Stratosphere Facts

Stratosphere Facts
The stratosphere is one of five layers of the earth's atmosphere. The other four layers include the troposphere, mesosphere, thermosphere, and exosphere. The stratosphere the atmosphere's second layer, and is located right above the troposphere and right below the mesosphere. Just like the troposphere, its depth varies with latitude. The stratosphere can be as deep 20 miles or as shallow as 5.5 miles. Unlike the troposphere however it is colder closer to the earth and warmer as it gets closer to the mesosphere. The stratosphere is abundant in ozone, a type of oxygen molecule that absorbs the sun's ultraviolet radiation and uses it to heat this layer in the atmosphere.
Interesting Stratosphere Facts:
The stratosphere is one of five layers of the atmosphere.
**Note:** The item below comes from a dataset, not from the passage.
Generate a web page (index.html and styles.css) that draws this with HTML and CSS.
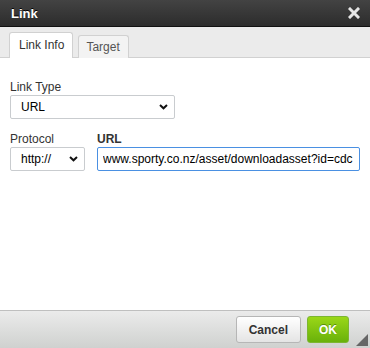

The atmosphere is one of four spheres of the earth, which include the atmosphere, the hydrosphere, the biosphere, and the lithosphere.
The word 'stratosphere' is derived from the word 'strato' meaning layer, and 'sphere' which is earth's shape.
The stratosphere accounts for approximately 24% of the earth's total atmosphere.
The stratosphere contains approximately 19% of the earth's total atmospheric gases.
90% of the ozone layer is found in the stratosphere's upper crust. This ozone layer is important for man's survival, and for the survival of life on earth, as it absorbs the UV radiation from the sun that would otherwise be deadly.
Scientists have been warning people for many years about the damage we are doing to the ozone layer. Planting trees is one of the efforts that people have done to try to minimize damage and to help rebuild the damaged ozone layer.
Damage to the ozone layer of the stratosphere occurs naturally when volcanic gases and dust reach the stratosphere, but people have been contributing to this as well with the use of aerosol's containing CFCs.
The holes in the ozone layer have been recorded above the Antarctica seasonally, as well as in other parts of the world.
Ozone is important for ensuring that just the right amount of ultraviolet radiation reaches the earth. This UV radiation is important for the production of vitamin D in humans, but too much can destroy tissue.
The amount of water vapour in the stratosphere is very low, and because of this there are no clouds in the stratosphere.
Airplanes fly in the stratosphere to avoid turbulence. Planes that are low on fuel also fly at this altitude because they can cover more distance than in the troposphere while using less fuel and encountering less turbulence.
There are forms of biological bacteria living in the stratosphere.
There are some species of birds capable of flying in the stratosphere.
It is possible to send research balloons into the stratosphere. Some researchers and even students have sent helium balloons with cameras to record the stratosphere.
Although on average the stratosphere begins at about 7 miles up from the earth's surface, it can range from 5 miles at the earth's poles, to 6-8 miles at moderate latitudes, to 11 miles at the equator. Its depth also varies from 5.5 to 20 miles depending on latitude as well.